⟨
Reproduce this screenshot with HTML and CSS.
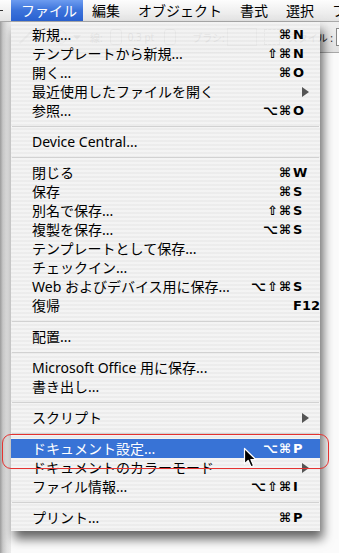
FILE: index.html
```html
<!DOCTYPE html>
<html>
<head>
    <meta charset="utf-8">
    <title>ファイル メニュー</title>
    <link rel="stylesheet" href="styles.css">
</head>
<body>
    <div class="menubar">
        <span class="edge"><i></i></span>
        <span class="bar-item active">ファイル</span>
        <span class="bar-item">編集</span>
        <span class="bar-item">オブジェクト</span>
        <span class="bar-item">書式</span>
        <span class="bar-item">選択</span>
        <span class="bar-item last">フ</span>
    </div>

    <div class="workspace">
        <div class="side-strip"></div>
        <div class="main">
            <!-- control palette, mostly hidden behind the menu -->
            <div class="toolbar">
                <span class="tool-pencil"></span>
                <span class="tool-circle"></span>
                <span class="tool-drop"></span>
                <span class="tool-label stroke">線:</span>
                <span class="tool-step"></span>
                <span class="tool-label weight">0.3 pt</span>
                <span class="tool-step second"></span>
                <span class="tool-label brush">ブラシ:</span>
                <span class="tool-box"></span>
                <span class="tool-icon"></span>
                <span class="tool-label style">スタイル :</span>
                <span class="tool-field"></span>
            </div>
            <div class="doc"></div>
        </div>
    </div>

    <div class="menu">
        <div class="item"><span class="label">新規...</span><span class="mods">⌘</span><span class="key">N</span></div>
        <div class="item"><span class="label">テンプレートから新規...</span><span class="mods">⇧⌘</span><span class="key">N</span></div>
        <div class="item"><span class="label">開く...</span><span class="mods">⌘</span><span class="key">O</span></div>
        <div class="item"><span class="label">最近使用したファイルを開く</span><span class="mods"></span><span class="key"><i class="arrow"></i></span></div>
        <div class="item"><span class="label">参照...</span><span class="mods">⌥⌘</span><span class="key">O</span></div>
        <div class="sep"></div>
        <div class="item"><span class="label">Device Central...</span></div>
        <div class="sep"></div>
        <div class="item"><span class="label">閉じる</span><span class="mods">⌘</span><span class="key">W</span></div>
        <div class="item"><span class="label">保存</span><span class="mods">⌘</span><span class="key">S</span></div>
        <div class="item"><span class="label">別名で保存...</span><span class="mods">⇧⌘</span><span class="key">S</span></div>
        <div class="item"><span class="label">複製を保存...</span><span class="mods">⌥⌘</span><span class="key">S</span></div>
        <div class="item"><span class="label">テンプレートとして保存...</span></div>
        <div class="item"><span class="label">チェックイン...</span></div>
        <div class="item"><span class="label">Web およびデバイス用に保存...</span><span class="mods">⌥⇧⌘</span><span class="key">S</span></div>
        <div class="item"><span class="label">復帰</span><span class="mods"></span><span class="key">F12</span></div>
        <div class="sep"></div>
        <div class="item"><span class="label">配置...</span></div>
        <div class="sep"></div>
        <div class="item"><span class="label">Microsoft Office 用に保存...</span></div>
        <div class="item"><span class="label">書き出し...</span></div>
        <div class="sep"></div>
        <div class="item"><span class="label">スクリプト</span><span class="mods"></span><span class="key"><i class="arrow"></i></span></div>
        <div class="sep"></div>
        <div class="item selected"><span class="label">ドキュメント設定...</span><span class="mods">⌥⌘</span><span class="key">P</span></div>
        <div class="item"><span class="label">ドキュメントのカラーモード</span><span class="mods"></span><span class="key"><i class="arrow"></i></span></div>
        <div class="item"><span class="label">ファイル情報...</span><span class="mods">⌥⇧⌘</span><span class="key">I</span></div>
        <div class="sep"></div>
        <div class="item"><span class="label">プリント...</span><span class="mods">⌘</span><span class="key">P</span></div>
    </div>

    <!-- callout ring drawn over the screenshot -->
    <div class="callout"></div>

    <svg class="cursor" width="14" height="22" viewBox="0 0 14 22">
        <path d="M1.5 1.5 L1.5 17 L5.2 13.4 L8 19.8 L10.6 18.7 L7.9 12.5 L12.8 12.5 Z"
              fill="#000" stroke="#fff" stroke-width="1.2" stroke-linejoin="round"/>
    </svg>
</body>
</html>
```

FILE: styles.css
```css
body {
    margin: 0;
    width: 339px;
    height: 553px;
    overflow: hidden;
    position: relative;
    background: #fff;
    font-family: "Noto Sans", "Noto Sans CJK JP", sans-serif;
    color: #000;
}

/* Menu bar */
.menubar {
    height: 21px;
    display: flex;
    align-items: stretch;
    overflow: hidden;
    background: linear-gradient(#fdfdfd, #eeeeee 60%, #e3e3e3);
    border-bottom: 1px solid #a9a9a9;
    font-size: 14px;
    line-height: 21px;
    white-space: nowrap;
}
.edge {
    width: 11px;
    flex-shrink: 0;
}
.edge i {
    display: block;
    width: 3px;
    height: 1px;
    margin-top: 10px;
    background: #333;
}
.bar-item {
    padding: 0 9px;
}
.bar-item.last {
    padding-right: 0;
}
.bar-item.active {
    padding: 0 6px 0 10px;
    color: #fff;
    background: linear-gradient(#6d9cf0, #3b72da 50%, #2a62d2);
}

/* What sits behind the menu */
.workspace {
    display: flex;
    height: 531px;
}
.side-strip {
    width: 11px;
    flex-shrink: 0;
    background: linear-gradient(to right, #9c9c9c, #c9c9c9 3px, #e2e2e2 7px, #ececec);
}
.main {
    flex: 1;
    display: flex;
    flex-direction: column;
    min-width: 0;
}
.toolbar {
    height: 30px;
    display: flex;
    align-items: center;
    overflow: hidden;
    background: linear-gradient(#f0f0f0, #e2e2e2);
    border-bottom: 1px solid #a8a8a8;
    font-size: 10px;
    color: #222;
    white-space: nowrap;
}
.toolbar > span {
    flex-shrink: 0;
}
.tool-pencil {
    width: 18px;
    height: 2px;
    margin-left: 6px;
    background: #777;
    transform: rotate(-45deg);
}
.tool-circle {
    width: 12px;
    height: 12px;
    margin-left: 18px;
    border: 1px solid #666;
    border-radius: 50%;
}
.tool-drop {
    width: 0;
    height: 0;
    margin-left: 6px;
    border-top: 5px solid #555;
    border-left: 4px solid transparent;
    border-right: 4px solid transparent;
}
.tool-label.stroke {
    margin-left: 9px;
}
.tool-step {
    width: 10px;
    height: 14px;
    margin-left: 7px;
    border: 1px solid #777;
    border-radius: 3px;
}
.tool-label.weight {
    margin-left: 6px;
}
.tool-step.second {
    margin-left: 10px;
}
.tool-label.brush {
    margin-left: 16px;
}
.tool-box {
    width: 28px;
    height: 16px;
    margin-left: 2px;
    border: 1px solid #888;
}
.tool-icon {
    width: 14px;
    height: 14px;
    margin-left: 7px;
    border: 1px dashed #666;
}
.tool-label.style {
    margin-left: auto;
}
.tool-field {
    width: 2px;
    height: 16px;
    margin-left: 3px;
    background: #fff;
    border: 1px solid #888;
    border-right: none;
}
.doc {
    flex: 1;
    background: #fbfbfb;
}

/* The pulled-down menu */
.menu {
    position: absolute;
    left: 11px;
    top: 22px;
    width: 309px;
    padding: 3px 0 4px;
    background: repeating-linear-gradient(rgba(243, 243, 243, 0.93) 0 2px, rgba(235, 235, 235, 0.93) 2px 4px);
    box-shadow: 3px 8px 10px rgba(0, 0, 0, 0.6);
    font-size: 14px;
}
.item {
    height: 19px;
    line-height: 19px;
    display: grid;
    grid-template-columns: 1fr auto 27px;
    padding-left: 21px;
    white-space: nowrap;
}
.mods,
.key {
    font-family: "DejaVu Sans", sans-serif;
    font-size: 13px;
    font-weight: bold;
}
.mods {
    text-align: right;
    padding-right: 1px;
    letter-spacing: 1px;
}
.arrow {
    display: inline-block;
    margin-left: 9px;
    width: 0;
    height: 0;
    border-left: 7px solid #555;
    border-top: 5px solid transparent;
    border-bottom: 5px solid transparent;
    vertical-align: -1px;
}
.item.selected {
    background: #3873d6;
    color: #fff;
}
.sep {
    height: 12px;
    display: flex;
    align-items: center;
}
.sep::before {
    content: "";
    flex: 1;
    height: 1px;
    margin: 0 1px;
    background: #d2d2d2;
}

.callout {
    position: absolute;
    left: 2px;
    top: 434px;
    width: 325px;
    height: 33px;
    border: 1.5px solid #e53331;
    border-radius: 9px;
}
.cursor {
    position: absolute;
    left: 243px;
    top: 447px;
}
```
⟩
→ **What this task involves**
Say how many lines above contain the string "screenshot". Answer with the number only.

→ **Solved problem**
2